>>

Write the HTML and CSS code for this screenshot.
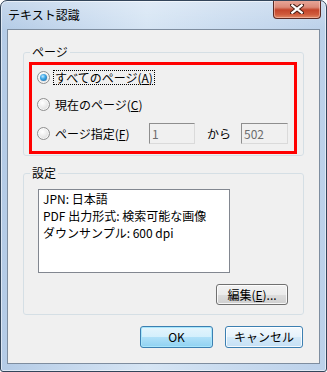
FILE: index.html
```html
<!DOCTYPE html>
<html lang="ja">
<head>
<meta charset="utf-8">
<title>テキスト認識</title>
<link rel="stylesheet" href="styles.css">
</head>
<body>
<div class="window">
  <div class="titlebar">
    <span class="title">テキスト認識</span>
    <button class="close" aria-label="閉じる">
      <svg width="14" height="10" viewBox="0 0 14 10">
        <path d="M2 1 L12 9 M12 1 L2 9" stroke="#4a2018" stroke-width="4.2" stroke-linecap="square"/>
        <path d="M2.3 1.3 L11.7 8.7 M11.7 1.3 L2.3 8.7" stroke="#ffffff" stroke-width="2.2" stroke-linecap="square"/>
      </svg>
    </button>
  </div>
  <div class="client">
    <fieldset class="group group-pages">
      <legend>ページ</legend>
      <div class="pages-body">
        <div class="highlight">
          <div class="row">
            <span class="radio checked"></span>
            <span class="label focus">すべてのページ(<u>A</u>)</span>
          </div>
          <div class="row">
            <span class="radio"></span>
            <span class="label">現在のページ(<u>C</u>)</span>
          </div>
          <div class="row row-range">
            <span class="radio"></span>
            <span class="label label-range">ページ指定(<u>F</u>)</span>
            <span class="textbox tb-from">1</span>
            <span class="kara">から</span>
            <span class="textbox tb-to">502</span>
          </div>
        </div>
      </div>
    </fieldset>
    <fieldset class="group group-settings">
      <legend>設定</legend>
      <div class="settings-body">
        <div class="listbox">
          <div class="item">JPN: 日本語</div>
          <div class="item">PDF 出力形式: 検索可能な画像</div>
          <div class="item">ダウンサンプル: 600 dpi</div>
        </div>
        <div class="edit-row">
          <button class="btn btn-edit">編集(<u>E</u>)...</button>
        </div>
      </div>
    </fieldset>
    <div class="actions">
      <button class="btn btn-default">OK</button>
      <button class="btn btn-hot">キャンセル</button>
    </div>
  </div>
</div>
</body>
</html>
```

FILE: styles.css
```css
* { box-sizing: border-box; }
html, body { margin: 0; padding: 0; background: #ffffff; }
body {
  font-family: "Noto Sans CJK JP", "Noto Sans", sans-serif;
  font-size: 12px;
  color: #000;
}
.window {
  width: 327px;
  height: 372px;
  border: 1px solid #33455a;
  border-radius: 7px 7px 3px 3px;
  background:
    linear-gradient(180deg, rgba(255,255,255,0.25) 0px, rgba(255,255,255,0) 28px),
    linear-gradient(90deg, #b4cbe6 0%, #c8daee 25%, #d6e5f4 45%, #c9dbef 70%, #bcd1ea 100%);
  box-shadow: inset 0 0 0 1px rgba(255,255,255,0.55);
  display: flex;
  flex-direction: column;
  overflow: hidden;
}
.titlebar {
  height: 28px;
  display: flex;
  align-items: flex-start;
  padding-left: 7px;
}
.title {
  line-height: 16px;
  margin-top: 6px;
  color: #000;
}
.close {
  margin-left: auto;
  margin-right: 5px;
  width: 48px;
  height: 19px;
  margin-top: -1px;
  padding: 0;
  border: 1px solid #5b2a24;
  border-top: none;
  border-radius: 0 0 4px 4px;
  background: linear-gradient(180deg, #e9a99c 0%, #dc8a78 40%, #c4452b 55%, #cf5a3c 80%, #e08a66 100%);
  box-shadow: inset 0 0 0 1px rgba(255,210,200,0.5);
  display: flex;
  align-items: center;
  justify-content: center;
}
.client {
  flex: 1;
  margin: 0 6px 7px 6px;
  border: 1px solid #7e8d9f;
  background: #f0f0f0;
  padding: 14px 15px 0 15px;
  display: flex;
  flex-direction: column;
}
.group {
  margin: 0;
  padding: 0;
  border: 1px solid #d5dfe5;
  border-radius: 3px;
  min-width: 0;
}
.group legend {
  margin-left: 6px;
  padding: 0 2px;
  line-height: 16px;
}
.group-pages { height: 112px; }
.pages-body { padding: 2px 6px 1px 5px; }
.highlight {
  height: 92px;
  border: 3px solid #ff0000;
  padding: 3px 0 0 5px;
  display: flex;
  flex-direction: column;
  gap: 9px;
}
.row {
  height: 18px;
  display: flex;
  align-items: center;
}
.row-range { height: 21px; margin-top: 1px; }
.radio {
  width: 13px;
  height: 13px;
  border-radius: 50%;
  border: 1px solid #8f8f8f;
  background: radial-gradient(circle at 40% 35%, #ffffff 0%, #ececec 45%, #cfcfcf 100%);
  box-shadow: inset 0 0 0 1px rgba(255,255,255,0.7);
  flex: none;
  position: relative;
}
.radio.checked::after {
  content: "";
  position: absolute;
  left: 2px;
  top: 2px;
  width: 7px;
  height: 7px;
  border-radius: 50%;
  background: radial-gradient(circle at 40% 35%, #bfe8ff 0%, #3da7e6 40%, #1c5f9c 100%);
}
.label {
  margin-left: 3px;
  padding: 0 1px;
  border: 1px dotted transparent;
  line-height: 13px;
}
.label.focus { border-color: #000; }
.label-range { width: 96px; }
.textbox {
  width: 46px;
  height: 21px;
  border: 1px solid;
  border-color: #8e8e8e #dadada #dadada #8e8e8e;
  background: #f0f0f0;
  color: #6d6d6d;
  line-height: 19px;
  padding-left: 2px;
}
.tb-to { width: 47px; }
.kara { margin: 0 10px 0 12px; line-height: 16px; }
.group-settings {
  margin-top: 9px;
  height: 150px;
}
.settings-body { padding: 8px 15px 9px 14px; }
.listbox {
  width: 192px;
  height: 84px;
  border: 1px solid #828790;
  background: #ffffff;
  padding: 0 4px;
}
.item { line-height: 17px; white-space: nowrap; }
.edit-row {
  margin-top: 11px;
  display: flex;
  justify-content: flex-end;
}
.btn {
  font-family: inherit;
  font-size: 12px;
  color: #000;
  height: 21px;
  padding: 0;
  border: 1px solid #707070;
  border-radius: 3px;
  background: linear-gradient(180deg, #f2f2f2 0%, #ebebeb 50%, #dddddd 51%, #cfcfcf 100%);
  box-shadow: inset 0 0 0 1px rgba(255,255,255,0.8);
  line-height: 18px;
}
.btn-edit { width: 72px; }
.actions {
  margin-top: 11px;
  padding-right: 1px;
  display: flex;
  justify-content: flex-end;
  gap: 12px;
}
.actions .btn { height: 22px; }
.btn-default {
  width: 73px;
  border-color: #3c7fb1;
  background: linear-gradient(180deg, #e4f5fd 0%, #d3effc 50%, #b0e0f8 51%, #8fd2f2 100%);
  box-shadow: inset 0 0 0 1px #a8e6fb;
}
.btn-hot {
  width: 78px;
  border-color: #3c7fb1;
  background: linear-gradient(180deg, #f3f9fd 0%, #e5f2fb 50%, #d4e9f8 51%, #c4e0f5 100%);
  box-shadow: inset 0 0 0 1px rgba(255,255,255,0.8);
}
```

<<

BRIEF:
Reproduce the data verbatim. Do not carry any picture into the copy.

WRITTEN REPLY:
Write the HTML and CSS code for this screenshot.
FILE: index.html
```html
<!DOCTYPE html>
<html lang="ja">
<head>
<meta charset="utf-8">
<title>テキスト認識</title>
<link rel="stylesheet" href="styles.css">
</head>
<body>
<div class="window">
  <div class="titlebar">
    <span class="title">テキスト認識</span>
    <button class="close" aria-label="閉じる">
      <svg width="14" height="10" viewBox="0 0 14 10">
        <path d="M2 1 L12 9 M12 1 L2 9" stroke="#4a2018" stroke-width="4.2" stroke-linecap="square"/>
        <path d="M2.3 1.3 L11.7 8.7 M11.7 1.3 L2.3 8.7" stroke="#ffffff" stroke-width="2.2" stroke-linecap="square"/>
      </svg>
    </button>
  </div>
  <div class="client">
    <fieldset class="group group-pages">
      <legend>ページ</legend>
      <div class="pages-body">
        <div class="highlight">
          <div class="row">
            <span class="radio checked"></span>
            <span class="label focus">すべてのページ(<u>A</u>)</span>
          </div>
          <div class="row">
            <span class="radio"></span>
            <span class="label">現在のページ(<u>C</u>)</span>
          </div>
          <div class="row row-range">
            <span class="radio"></span>
            <span class="label label-range">ページ指定(<u>F</u>)</span>
            <span class="textbox tb-from">1</span>
            <span class="kara">から</span>
            <span class="textbox tb-to">502</span>
          </div>
        </div>
      </div>
    </fieldset>
    <fieldset class="group group-settings">
      <legend>設定</legend>
      <div class="settings-body">
        <div class="listbox">
          <div class="item">JPN: 日本語</div>
          <div class="item">PDF 出力形式: 検索可能な画像</div>
          <div class="item">ダウンサンプル: 600 dpi</div>
        </div>
        <div class="edit-row">
          <button class="btn btn-edit">編集(<u>E</u>)...</button>
        </div>
      </div>
    </fieldset>
    <div class="actions">
      <button class="btn btn-default">OK</button>
      <button class="btn btn-hot">キャンセル</button>
    </div>
  </div>
</div>
</body>
</html>
```

FILE: styles.css
```css
* { box-sizing: border-box; }
html, body { margin: 0; padding: 0; background: #ffffff; }
body {
  font-family: "Noto Sans CJK JP", "Noto Sans", sans-serif;
  font-size: 12px;
  color: #000;
}
.window {
  width: 327px;
  height: 372px;
  border: 1px solid #33455a;
  border-radius: 7px 7px 3px 3px;
  background:
    linear-gradient(180deg, rgba(255,255,255,0.25) 0px, rgba(255,255,255,0) 28px),
    linear-gradient(90deg, #b4cbe6 0%, #c8daee 25%, #d6e5f4 45%, #c9dbef 70%, #bcd1ea 100%);
  box-shadow: inset 0 0 0 1px rgba(255,255,255,0.55);
  display: flex;
  flex-direction: column;
  overflow: hidden;
}
.titlebar {
  height: 28px;
  display: flex;
  align-items: flex-start;
  padding-left: 7px;
}
.title {
  line-height: 16px;
  margin-top: 6px;
  color: #000;
}
.close {
  margin-left: auto;
  margin-right: 5px;
  width: 48px;
  height: 19px;
  margin-top: -1px;
  padding: 0;
  border: 1px solid #5b2a24;
  border-top: none;
  border-radius: 0 0 4px 4px;
  background: linear-gradient(180deg, #e9a99c 0%, #dc8a78 40%, #c4452b 55%, #cf5a3c 80%, #e08a66 100%);
  box-shadow: inset 0 0 0 1px rgba(255,210,200,0.5);
  display: flex;
  align-items: center;
  justify-content: center;
}
.client {
  flex: 1;
  margin: 0 6px 7px 6px;
  border: 1px solid #7e8d9f;
  background: #f0f0f0;
  padding: 14px 15px 0 15px;
  display: flex;
  flex-direction: column;
}
.group {
  margin: 0;
  padding: 0;
  border: 1px solid #d5dfe5;
  border-radius: 3px;
  min-width: 0;
}
.group legend {
  margin-left: 6px;
  padding: 0 2px;
  line-height: 16px;
}
.group-pages { height: 112px; }
.pages-body { padding: 2px 6px 1px 5px; }
.highlight {
  height: 92px;
  border: 3px solid #ff0000;
  padding: 3px 0 0 5px;
  display: flex;
  flex-direction: column;
  gap: 9px;
}
.row {
  height: 18px;
  display: flex;
  align-items: center;
}
.row-range { height: 21px; margin-top: 1px; }
.radio {
  width: 13px;
  height: 13px;
  border-radius: 50%;
  border: 1px solid #8f8f8f;
  background: radial-gradient(circle at 40% 35%, #ffffff 0%, #ececec 45%, #cfcfcf 100%);
  box-shadow: inset 0 0 0 1px rgba(255,255,255,0.7);
  flex: none;
  position: relative;
}
.radio.checked::after {
  content: "";
  position: absolute;
  left: 2px;
  top: 2px;
  width: 7px;
  height: 7px;
  border-radius: 50%;
  background: radial-gradient(circle at 40% 35%, #bfe8ff 0%, #3da7e6 40%, #1c5f9c 100%);
}
.label {
  margin-left: 3px;
  padding: 0 1px;
  border: 1px dotted transparent;
  line-height: 13px;
}
.label.focus { border-color: #000; }
.label-range { width: 96px; }
.textbox {
  width: 46px;
  height: 21px;
  border: 1px solid;
  border-color: #8e8e8e #dadada #dadada #8e8e8e;
  background: #f0f0f0;
  color: #6d6d6d;
  line-height: 19px;
  padding-left: 2px;
}
.tb-to { width: 47px; }
.kara { margin: 0 10px 0 12px; line-height: 16px; }
.group-settings {
  margin-top: 9px;
  height: 150px;
}
.settings-body { padding: 8px 15px 9px 14px; }
.listbox {
  width: 192px;
  height: 84px;
  border: 1px solid #828790;
  background: #ffffff;
  padding: 0 4px;
}
.item { line-height: 17px; white-space: nowrap; }
.edit-row {
  margin-top: 11px;
  display: flex;
  justify-content: flex-end;
}
.btn {
  font-family: inherit;
  font-size: 12px;
  color: #000;
  height: 21px;
  padding: 0;
  border: 1px solid #707070;
  border-radius: 3px;
  background: linear-gradient(180deg, #f2f2f2 0%, #ebebeb 50%, #dddddd 51%, #cfcfcf 100%);
  box-shadow: inset 0 0 0 1px rgba(255,255,255,0.8);
  line-height: 18px;
}
.btn-edit { width: 72px; }
.actions {
  margin-top: 11px;
  padding-right: 1px;
  display: flex;
  justify-content: flex-end;
  gap: 12px;
}
.actions .btn { height: 22px; }
.btn-default {
  width: 73px;
  border-color: #3c7fb1;
  background: linear-gradient(180deg, #e4f5fd 0%, #d3effc 50%, #b0e0f8 51%, #8fd2f2 100%);
  box-shadow: inset 0 0 0 1px #a8e6fb;
}
.btn-hot {
  width: 78px;
  border-color: #3c7fb1;
  background: linear-gradient(180deg, #f3f9fd 0%, #e5f2fb 50%, #d4e9f8 51%, #c4e0f5 100%);
  box-shadow: inset 0 0 0 1px rgba(255,255,255,0.8);
}
```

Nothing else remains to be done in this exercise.